The move, launched in coordination with the Italian Union of Sports for All (Usip), is “an opportunity to promote integration and raise awareness of women from different backgrounds,” Ugo Di Mauro, the president of the Bissuola sports club, was quoted as saying in Corriere. Their faith prevents many muslim women from using mixed swimming pools.

If successful, the initiative will be extended, Di Mauro added.

He was inspired to follow in the footsteps of a Turin sports club, which adopted the initiative and saw a 50 percent increase in the number of women using the pool.

“There was real integration, and it was an important opportunity to pave the way towards opening up links and expanding knowledge; we hope the same thing happens here.”

More than 1.5 million Muslims live in Italy, according to figures from the Pew Research Centre, making them Italy’s second-largest religious group.

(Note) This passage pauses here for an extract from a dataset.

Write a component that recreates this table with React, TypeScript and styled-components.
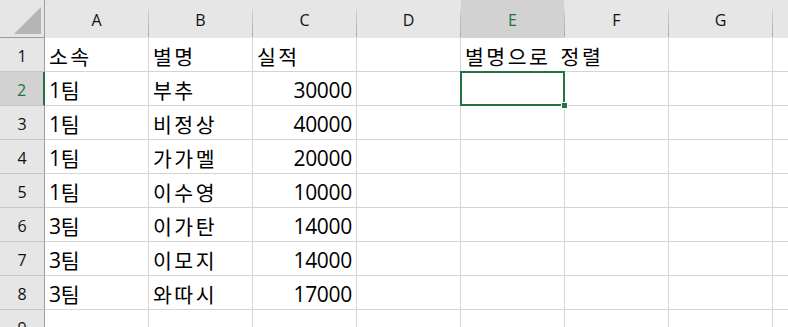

Despite this, Islam is not an officially recognized religion, making it difficult for Muslims organizations to get funding through the Italian law that allows taxpayers to allocate part of their taxes to a religious group of their choice.

Efforts to recognize Islam in Italy, even unofficially, are often slammed by the separatist Northern League.

When former Prime Minister Enrico Letta said earlier this year that the government was exploring the possibility of building an Islamic museum in Venice, the party hit back by saying, “how can the government throw money at an Islamic museum?”, and especially when Venice has “so many other problems with its cultural heritage”, such as the threat of rising sea levels.